◆ **What is required**
Where a line below holds the string "React", copy that line.

##### Provided material

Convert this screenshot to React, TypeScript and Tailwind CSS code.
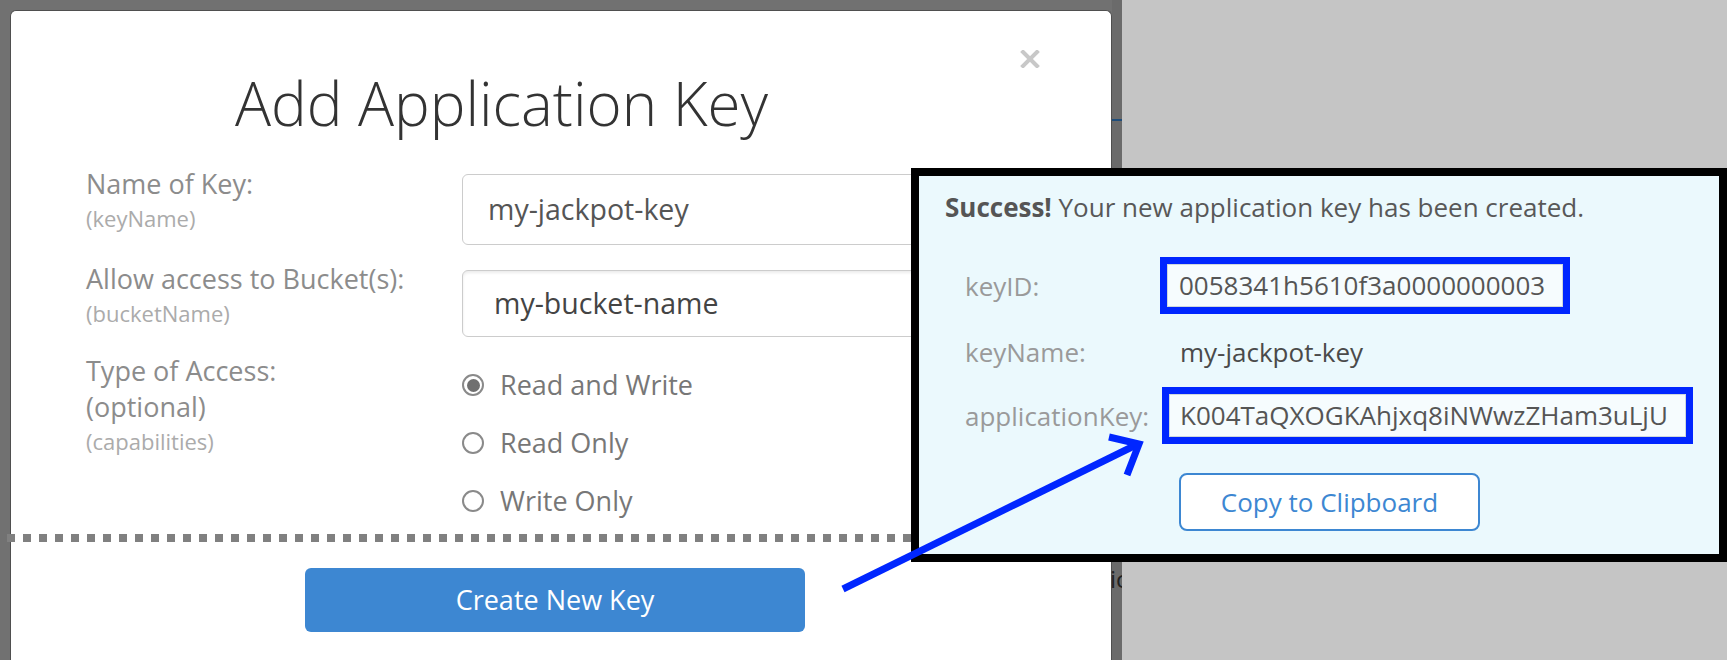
import React from "react";

const labelCls = "text-[27px] leading-[36px] text-[#8c8c8c]";
const subLabelCls = "mt-[2px] text-[22px] leading-[28px] text-[#ababab]";

function Radio({ label, checked }: { label: string; checked?: boolean }) {
  return (
    <div className="flex h-[58px] items-center">
      <span className="flex h-[22px] w-[22px] items-center justify-center rounded-full border-2 border-[#8a8a8a] bg-white">
        {checked && <span className="h-[13px] w-[13px] rounded-full bg-[#707070]" />}
      </span>
      <span className="ml-[16px] text-[27px] leading-[36px] text-[#777]">{label}</span>
    </div>
  );
}

function KeyRow({ label, children }: { label: string; children: React.ReactNode }) {
  return (
    <div className="flex items-center">
      <div className="w-[195px] text-[26px] leading-[36px] text-[#9a9a9a]">{label}</div>
      {children}
    </div>
  );
}

function SuccessPanel() {
  return (
    <div className="absolute left-[911px] top-[168px] h-[394px] w-[816px] border-[8px] border-black bg-[#ebf9fd]">
      <p className="pl-[26px] pt-[13px] text-[26px] leading-[36px] text-[#585858]">
        <b className="font-bold text-[#555]">Success!</b> Your new application key has been created.
      </p>
      <div className="pl-[46px]">
        <div className="mt-[32px]">
          <KeyRow label="keyID:">
            <div className="h-[57px] w-[410px] border-[7px] border-[#0026ff]">
              <div className="flex h-full items-center border border-[#cfd8dc] bg-[#f6fcfe] pl-[11px] text-[26px] text-[#555]">
                0058341h5610f3a0000000003
              </div>
            </div>
          </KeyRow>
        </div>
        <div className="mt-[20px]">
          <KeyRow label="keyName:">
            <div className="pl-[20px] text-[26px] leading-[36px] text-[#4a4a4a]">my-jackpot-key</div>
          </KeyRow>
        </div>
        <div className="mt-[17px]">
          <KeyRow label="applicationKey:">
            <div className="ml-[2px] h-[57px] w-[531px] border-[7px] border-[#0026ff]">
              <div className="flex h-full items-center border border-[#cfd8dc] bg-[#f6fcfe] pl-[10px] text-[26px] text-[#555]">
                K004TaQXOGKAhjxq8iNWwzZHam3uLjU
              </div>
            </div>
          </KeyRow>
        </div>
        <button className="ml-[214px] mt-[29px] flex h-[58px] w-[301px] items-center justify-center rounded-[8px] border-2 border-[#3d87d2] bg-white text-[26px] text-[#3d87d2]">
          Copy to Clipboard
        </button>
      </div>
    </div>
  );
}

export default function App() {
  return (
    <div className="relative flex h-[660px] w-[1727px] overflow-hidden bg-[#c5c5c5] font-['Open_Sans',sans-serif]">
      <div className="flex w-[1122px] shrink-0 bg-[#717171] pl-[10px]">
        <div className="mt-[10px] h-[660px] w-[1102px] shrink-0 rounded-t-[6px] border-x border-t border-[#4f4f4f] bg-white">
          <div className="flex items-start">
            <h1 className="w-[981px] pt-[62px] text-center text-[60px] font-light leading-[60px] text-[#333]">
              Add Application Key
            </h1>
            <svg className="ml-[28px] mt-[39px]" width="20" height="18" viewBox="0 0 20 18">
              <path d="M3 2 L17 16 M17 2 L3 16" stroke="#c8c8c8" strokeWidth="4" strokeLinecap="square" />
            </svg>
          </div>

          <div className="pl-[75px]">
            <div className="mt-[33px] flex h-[95px]">
              <div className="w-[376px]">
                <div className={labelCls}>Name of Key:</div>
                <div className={subLabelCls}>(keyName)</div>
              </div>
              <div className="mt-[8px] flex h-[71px] w-[620px] items-center rounded-[6px] border border-[#cccccc] pl-[25px] text-[28.5px] text-[#555]">
                my-jackpot-key
              </div>
            </div>

            <div className="flex h-[92px]">
              <div className="w-[376px]">
                <div className={labelCls}>Allow access to Bucket(s):</div>
                <div className={subLabelCls}>(bucketName)</div>
              </div>
              <div className="mt-[9px] flex h-[67px] w-[620px] items-center rounded-[6px] border border-[#cccccc] pl-[31px] text-[28.5px] text-[#444] shadow-[inset_0_2px_3px_rgba(0,0,0,0.08)]">
                my-bucket-name
              </div>
            </div>

            <div className="flex">
              <div className="w-[376px]">
                <div className={labelCls}>
                  Type of Access:
                  <br />
                  (optional)
                </div>
                <div className={subLabelCls}>(capabilities)</div>
              </div>
              <div className="mt-[3px]">
                <Radio label="Read and Write" checked />
                <Radio label="Read Only" />
                <Radio label="Write Only" />
              </div>
            </div>

            <button className="ml-[219px] mt-[38px] flex h-[64px] w-[500px] items-center justify-center rounded-[6px] bg-[#3d87d2] text-[27px] text-white">
              Create New Key
            </button>
          </div>
        </div>
        <div className="flex w-[10px] flex-col bg-[#6b6b6b]">
          <div className="mt-[119px] h-[2px] bg-[#1f4d7a]" />
          <div className="-ml-[2px] mt-[446px] h-[24px] w-[12px] overflow-hidden text-[24px] leading-[24px] text-[#222]">
            ic
          </div>
        </div>
      </div>
      <div className="flex-1" />

      <svg className="pointer-events-none absolute left-0 top-0" width="1727" height="660">
        <line x1="7" y1="538" x2="911" y2="538" stroke="#808080" strokeWidth="8" strokeDasharray="8 8" />
      </svg>

      <SuccessPanel />

      <svg className="pointer-events-none absolute left-0 top-0" width="1727" height="660">
        <line x1="843" y1="589" x2="1136" y2="445" stroke="#0026ff" strokeWidth="7" />
        <polyline points="1109,437 1139,444 1127,475" fill="none" stroke="#0026ff" strokeWidth="7" strokeLinejoin="miter" />
      </svg>
    </div>
  );
}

##########

◆ **Response to the task**
Convert this screenshot to React, TypeScript and Tailwind CSS code.
import React from "react";
function KeyRow({ label, children }: { label: string; children: React.ReactNode }) {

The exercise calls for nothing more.